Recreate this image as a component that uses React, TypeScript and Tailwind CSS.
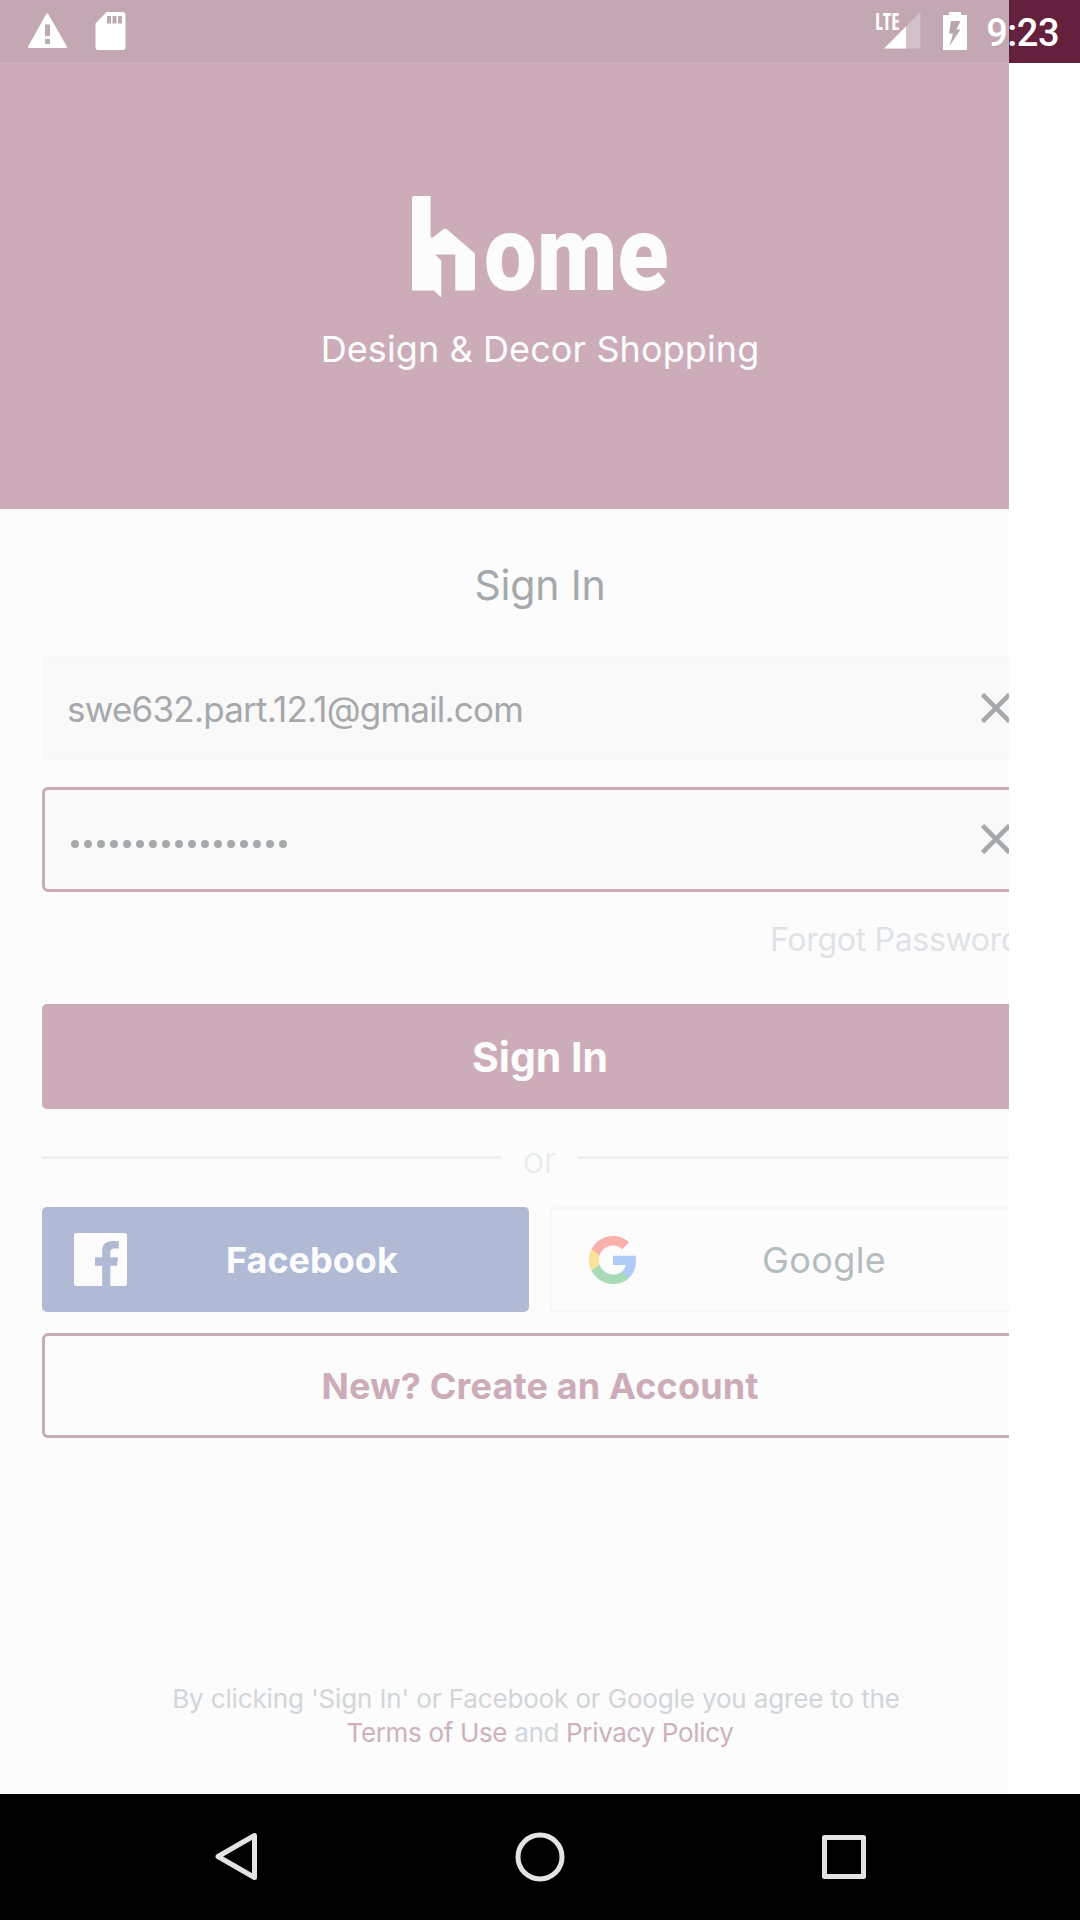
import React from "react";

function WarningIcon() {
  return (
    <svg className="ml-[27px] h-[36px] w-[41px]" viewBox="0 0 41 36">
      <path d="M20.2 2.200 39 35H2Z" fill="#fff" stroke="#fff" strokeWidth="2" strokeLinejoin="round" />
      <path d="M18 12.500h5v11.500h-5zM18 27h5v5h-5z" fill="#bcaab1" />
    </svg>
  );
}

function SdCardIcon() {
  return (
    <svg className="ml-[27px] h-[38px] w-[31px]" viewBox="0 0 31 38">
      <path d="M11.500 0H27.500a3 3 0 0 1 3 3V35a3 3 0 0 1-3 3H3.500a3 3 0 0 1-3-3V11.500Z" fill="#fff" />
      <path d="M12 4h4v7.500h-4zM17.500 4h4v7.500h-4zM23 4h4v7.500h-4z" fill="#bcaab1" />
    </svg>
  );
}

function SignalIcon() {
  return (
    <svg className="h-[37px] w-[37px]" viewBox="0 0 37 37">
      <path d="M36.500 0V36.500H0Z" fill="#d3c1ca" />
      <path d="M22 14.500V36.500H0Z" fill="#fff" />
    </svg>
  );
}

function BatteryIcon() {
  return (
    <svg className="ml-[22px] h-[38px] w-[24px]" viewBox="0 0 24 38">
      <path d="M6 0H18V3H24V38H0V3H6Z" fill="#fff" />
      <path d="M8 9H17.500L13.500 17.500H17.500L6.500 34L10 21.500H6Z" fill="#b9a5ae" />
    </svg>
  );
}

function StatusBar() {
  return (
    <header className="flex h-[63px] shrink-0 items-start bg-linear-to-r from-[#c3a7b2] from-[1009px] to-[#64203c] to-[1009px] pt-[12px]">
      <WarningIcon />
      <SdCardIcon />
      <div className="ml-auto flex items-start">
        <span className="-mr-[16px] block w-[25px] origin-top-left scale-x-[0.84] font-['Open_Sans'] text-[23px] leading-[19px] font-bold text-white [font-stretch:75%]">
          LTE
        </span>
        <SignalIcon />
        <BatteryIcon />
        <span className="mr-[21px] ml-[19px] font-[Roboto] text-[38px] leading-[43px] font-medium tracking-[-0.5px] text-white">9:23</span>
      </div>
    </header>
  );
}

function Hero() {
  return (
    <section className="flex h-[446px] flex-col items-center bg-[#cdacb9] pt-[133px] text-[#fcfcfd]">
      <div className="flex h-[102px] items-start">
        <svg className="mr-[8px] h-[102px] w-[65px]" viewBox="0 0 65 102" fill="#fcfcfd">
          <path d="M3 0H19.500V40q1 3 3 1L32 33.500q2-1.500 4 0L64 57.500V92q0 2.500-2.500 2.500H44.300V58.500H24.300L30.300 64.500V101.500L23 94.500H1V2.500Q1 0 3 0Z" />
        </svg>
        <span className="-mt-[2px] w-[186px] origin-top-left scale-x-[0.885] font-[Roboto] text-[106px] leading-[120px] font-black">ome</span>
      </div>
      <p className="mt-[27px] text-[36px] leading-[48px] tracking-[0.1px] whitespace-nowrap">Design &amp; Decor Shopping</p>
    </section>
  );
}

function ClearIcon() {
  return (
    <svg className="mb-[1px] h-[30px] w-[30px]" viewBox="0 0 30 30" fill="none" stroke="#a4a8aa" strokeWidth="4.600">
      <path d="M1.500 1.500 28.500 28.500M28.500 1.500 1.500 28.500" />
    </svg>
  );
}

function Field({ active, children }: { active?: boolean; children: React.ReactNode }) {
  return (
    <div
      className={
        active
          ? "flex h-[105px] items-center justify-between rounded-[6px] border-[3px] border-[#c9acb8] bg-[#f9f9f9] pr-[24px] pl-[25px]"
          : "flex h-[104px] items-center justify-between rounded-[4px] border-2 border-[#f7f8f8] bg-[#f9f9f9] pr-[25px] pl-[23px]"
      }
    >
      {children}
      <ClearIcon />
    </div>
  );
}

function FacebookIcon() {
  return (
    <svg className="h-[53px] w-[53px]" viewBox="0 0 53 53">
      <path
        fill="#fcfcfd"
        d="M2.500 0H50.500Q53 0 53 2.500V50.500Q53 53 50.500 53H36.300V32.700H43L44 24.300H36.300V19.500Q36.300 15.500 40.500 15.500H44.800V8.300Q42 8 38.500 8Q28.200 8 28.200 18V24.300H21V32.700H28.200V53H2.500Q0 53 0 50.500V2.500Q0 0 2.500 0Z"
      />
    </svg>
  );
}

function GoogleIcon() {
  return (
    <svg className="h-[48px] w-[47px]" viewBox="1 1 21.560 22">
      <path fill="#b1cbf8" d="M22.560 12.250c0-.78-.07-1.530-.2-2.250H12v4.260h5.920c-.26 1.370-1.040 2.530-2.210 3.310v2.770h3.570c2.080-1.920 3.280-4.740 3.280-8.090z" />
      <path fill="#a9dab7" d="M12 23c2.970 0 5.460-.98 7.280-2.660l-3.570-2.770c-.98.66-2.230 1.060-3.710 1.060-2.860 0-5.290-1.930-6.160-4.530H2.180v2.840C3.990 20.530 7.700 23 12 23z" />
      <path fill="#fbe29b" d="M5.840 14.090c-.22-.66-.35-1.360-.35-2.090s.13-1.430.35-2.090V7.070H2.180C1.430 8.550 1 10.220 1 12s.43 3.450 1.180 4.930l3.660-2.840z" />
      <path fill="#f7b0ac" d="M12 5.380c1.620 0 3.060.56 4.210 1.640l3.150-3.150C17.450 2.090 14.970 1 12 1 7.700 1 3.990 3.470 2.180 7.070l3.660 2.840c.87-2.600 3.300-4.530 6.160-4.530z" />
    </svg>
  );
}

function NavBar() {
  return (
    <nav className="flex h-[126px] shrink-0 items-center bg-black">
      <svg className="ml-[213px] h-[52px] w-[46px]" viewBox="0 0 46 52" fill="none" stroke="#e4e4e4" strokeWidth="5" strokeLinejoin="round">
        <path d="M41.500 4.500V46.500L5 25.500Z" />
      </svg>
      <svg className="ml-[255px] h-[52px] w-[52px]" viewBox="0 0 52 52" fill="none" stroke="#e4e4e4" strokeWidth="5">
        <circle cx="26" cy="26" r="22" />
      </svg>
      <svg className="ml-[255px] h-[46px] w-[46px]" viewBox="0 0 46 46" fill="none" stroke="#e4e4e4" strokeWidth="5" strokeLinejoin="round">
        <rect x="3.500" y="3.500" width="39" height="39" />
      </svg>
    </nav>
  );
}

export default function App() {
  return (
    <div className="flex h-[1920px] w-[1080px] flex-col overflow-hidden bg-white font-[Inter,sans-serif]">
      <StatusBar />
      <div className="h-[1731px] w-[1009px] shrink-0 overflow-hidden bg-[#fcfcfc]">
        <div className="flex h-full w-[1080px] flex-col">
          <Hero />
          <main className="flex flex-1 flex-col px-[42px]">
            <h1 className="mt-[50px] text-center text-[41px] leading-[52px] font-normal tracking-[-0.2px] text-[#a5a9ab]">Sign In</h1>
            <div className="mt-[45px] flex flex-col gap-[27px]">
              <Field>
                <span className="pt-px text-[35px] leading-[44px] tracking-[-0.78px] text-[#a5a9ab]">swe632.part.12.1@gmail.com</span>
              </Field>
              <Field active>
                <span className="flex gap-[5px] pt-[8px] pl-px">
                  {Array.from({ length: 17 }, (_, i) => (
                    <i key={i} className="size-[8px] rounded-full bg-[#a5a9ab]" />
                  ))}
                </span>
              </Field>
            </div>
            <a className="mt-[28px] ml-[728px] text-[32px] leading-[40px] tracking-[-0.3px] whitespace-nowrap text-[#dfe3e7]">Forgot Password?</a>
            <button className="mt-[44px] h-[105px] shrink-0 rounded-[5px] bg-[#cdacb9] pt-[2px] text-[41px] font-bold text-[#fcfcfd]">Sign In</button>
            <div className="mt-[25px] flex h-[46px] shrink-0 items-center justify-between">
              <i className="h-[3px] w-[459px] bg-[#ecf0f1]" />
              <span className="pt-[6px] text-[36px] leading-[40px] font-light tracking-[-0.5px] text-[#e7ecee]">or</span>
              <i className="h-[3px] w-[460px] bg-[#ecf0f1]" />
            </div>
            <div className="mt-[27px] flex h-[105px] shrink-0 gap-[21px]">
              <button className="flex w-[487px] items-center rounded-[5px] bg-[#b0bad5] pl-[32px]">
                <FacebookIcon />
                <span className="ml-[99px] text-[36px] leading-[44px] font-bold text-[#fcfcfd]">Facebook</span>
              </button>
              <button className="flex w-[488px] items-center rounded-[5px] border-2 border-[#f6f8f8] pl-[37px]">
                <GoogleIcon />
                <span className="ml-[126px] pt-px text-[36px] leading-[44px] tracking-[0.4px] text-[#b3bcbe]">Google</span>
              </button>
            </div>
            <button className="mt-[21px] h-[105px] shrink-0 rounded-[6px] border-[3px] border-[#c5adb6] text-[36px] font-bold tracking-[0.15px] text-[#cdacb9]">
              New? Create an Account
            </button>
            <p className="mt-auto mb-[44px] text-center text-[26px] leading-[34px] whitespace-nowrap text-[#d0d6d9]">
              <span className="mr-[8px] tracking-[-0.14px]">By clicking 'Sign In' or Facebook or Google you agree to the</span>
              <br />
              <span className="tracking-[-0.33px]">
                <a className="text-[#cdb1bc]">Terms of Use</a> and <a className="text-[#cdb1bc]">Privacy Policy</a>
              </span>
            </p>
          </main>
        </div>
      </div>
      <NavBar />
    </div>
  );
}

▶ **What the task asks**: Give the count of lines in the data above that hold the string "React", with no additional words.

▶ **In response**: 3